The Jewish quarter in Jerusalem boasts spraypaint and propaganda stickers placed over Arabic street names. It's also pretty easy to find shops touting right-wing propaganda espousing the strength of the Israeli military. Some people might call it just plain rude and unnecessary. To me, however, it's another sign of organized religion's drive to dominate the media, government, and souls of the innocent and unwilling. This is an out in the open issue in Israel, and it's far more important to Israeli youth than continuing the war. Israel might've done all right with policies of oppression and preemption to win the 6-day War and Yom Kippur War, but times have changed and these tactics will destroy it as surely as any army. Not to get too carried away with the politics of the situation, but the same fear that's keeping tourists away from enjoying a fun time snorkeling in Eilat or the great shopping, food, and tobacco in Ramallah also leads to the violent bombing incidents you've all heard about in the news. You see people as enemies rather than fellow humans with families, and you launch that rocket without hesitation. But if it's in a place where your grandma shops to get bargains, you might think twice.

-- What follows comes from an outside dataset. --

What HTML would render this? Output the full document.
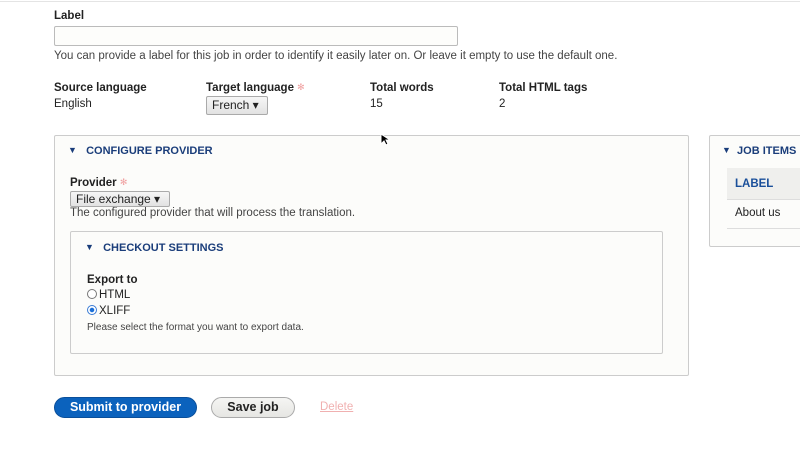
<!DOCTYPE html>
<html><head><style>
*{margin:0;padding:0;box-sizing:border-box}
body{width:800px;height:450px;background:#fff;font-family:"Liberation Sans",sans-serif;font-size:11.5px;color:#222;position:relative;overflow:hidden}
.a{position:absolute;white-space:nowrap}
b{font-weight:bold}
.panel{position:absolute;background:#fcfcfa;border:1px solid #ccc;border-radius:2px}
.t{color:#1a3d7a;font-weight:bold;font-size:11px}
.t i{font-style:normal;font-size:9px;vertical-align:1px}
.sel{position:absolute;white-space:nowrap;overflow:hidden;background:linear-gradient(#f6f6f6,#e2e2e2);border:1px solid #aaa;border-radius:2px;font-size:12px;padding:0 5px}
.star{color:#f0a0a0;font-size:9px;vertical-align:top}
.radio{display:inline-block;width:10px;height:10px;border:1px solid #777;border-radius:50%;vertical-align:-1px;margin-right:2px;background:#fff}
</style></head><body>
<div class="a" style="left:0;top:0;width:800px;height:2px;border-bottom:1px solid #e4e4e4"></div>
<div class="a" style="left:54px;top:10px"><b>Label</b></div>
<div class="a" style="left:54px;top:26px;width:404px;height:20px;border:1px solid #bbb;border-radius:2px;background:#fdfdfb"></div>
<div class="a" style="left:54px;top:50px;color:#444">You can provide a label for this job in order to identify it easily later on. Or leave it empty to use the default one.</div>
<div class="a" style="left:54px;top:82px"><b>Source language</b></div>
<div class="a" style="left:54px;top:98px">English</div>
<div class="a" style="left:206px;top:82px"><b>Target language</b> <span class="star">✻</span></div>
<div class="sel" style="left:206px;top:96px;width:62px;height:19px;line-height:17px">French ▾</div>
<div class="a" style="left:370px;top:82px"><b>Total words</b></div>
<div class="a" style="left:370px;top:98px">15</div>
<div class="a" style="left:499px;top:82px"><b>Total HTML tags</b></div>
<div class="a" style="left:499px;top:98px">2</div>

<div class="panel" style="left:54px;top:135px;width:635px;height:241px"></div>
<div class="a t" style="left:68px;top:145px"><i>▼</i>&nbsp;&nbsp; CONFIGURE PROVIDER</div>
<div class="a" style="left:70px;top:177px"><b>Provider</b> <span class="star">✻</span></div>
<div class="sel" style="left:70px;top:191px;width:100px;height:16px;line-height:14px">File exchange ▾</div>
<div class="a" style="left:70px;top:207px;color:#444">The configured provider that will process the translation.</div>
<div class="panel" style="left:70px;top:231px;width:593px;height:123px"></div>
<div class="a t" style="left:85px;top:242px"><i>▼</i>&nbsp;&nbsp; CHECKOUT SETTINGS</div>
<div class="a" style="left:87px;top:274px"><b>Export to</b></div>
<div class="a" style="left:87px;top:289px"><span class="radio"></span>HTML</div>
<div class="a" style="left:87px;top:305px"><span class="radio" style="border-color:#3a7bd5;background:radial-gradient(#1a6fd8 35%,#fff 45%)"></span>XLIFF</div>
<div class="a" style="left:87px;top:322px;font-size:10px;color:#444">Please select the format you want to export data.</div>

<div class="panel" style="left:709px;top:135px;width:100px;height:112px"></div>
<div class="a t" style="left:722px;top:145px"><i>▼</i>&nbsp;&nbsp;JOB ITEMS</div>
<div class="a" style="left:727px;top:168px;width:80px;height:32px;background:#efefed;border-bottom:1px solid #ddd"></div>
<div class="a" style="left:735px;top:178px;color:#1a4f9a;font-weight:bold">LABEL</div>
<div class="a" style="left:735px;top:207px">About us</div>
<div class="a" style="left:727px;top:228px;width:80px;border-top:1px solid #ddd"></div>

<div class="a" style="left:54px;top:397px;width:143px;height:21px;background:#0b62bd;border:1px solid #0a4f9a;border-radius:11px;color:#fff;font-weight:bold;font-size:12.5px;text-align:center;line-height:19px">Submit to provider</div>
<div class="a" style="left:211px;top:397px;width:84px;height:21px;background:linear-gradient(#f5f5f3,#e6e6e3);border:1px solid #aaa;border-radius:11px;font-weight:bold;font-size:12.5px;text-align:center;line-height:19px">Save job</div>
<div class="a" style="left:320px;top:401px;color:#f0b0b0;text-decoration:underline">Delete</div>
<svg class="a" style="left:380px;top:133px" width="10" height="14" viewBox="0 0 10 14"><path d="M1 1v10l3-3 2 4 2-1-2-4h4z" fill="#000" stroke="#fff" stroke-width="1"/></svg>
</body></html>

The same goes for changing the minds of all the dipwad Americans who've ever said--"I know how to solve the Middle East conflict, let's just drop a nuke on 'em all!" Once you've been there, that joke goes from acceptable to abhorrent.

It's up to you to solve the problem and make peace happen. Go to Israel, visit Palestine, take a vacation, meet people. 100,000 more tourists a year will do more for the process than any rhetoric our governments can muster. Dig that funky shwarma.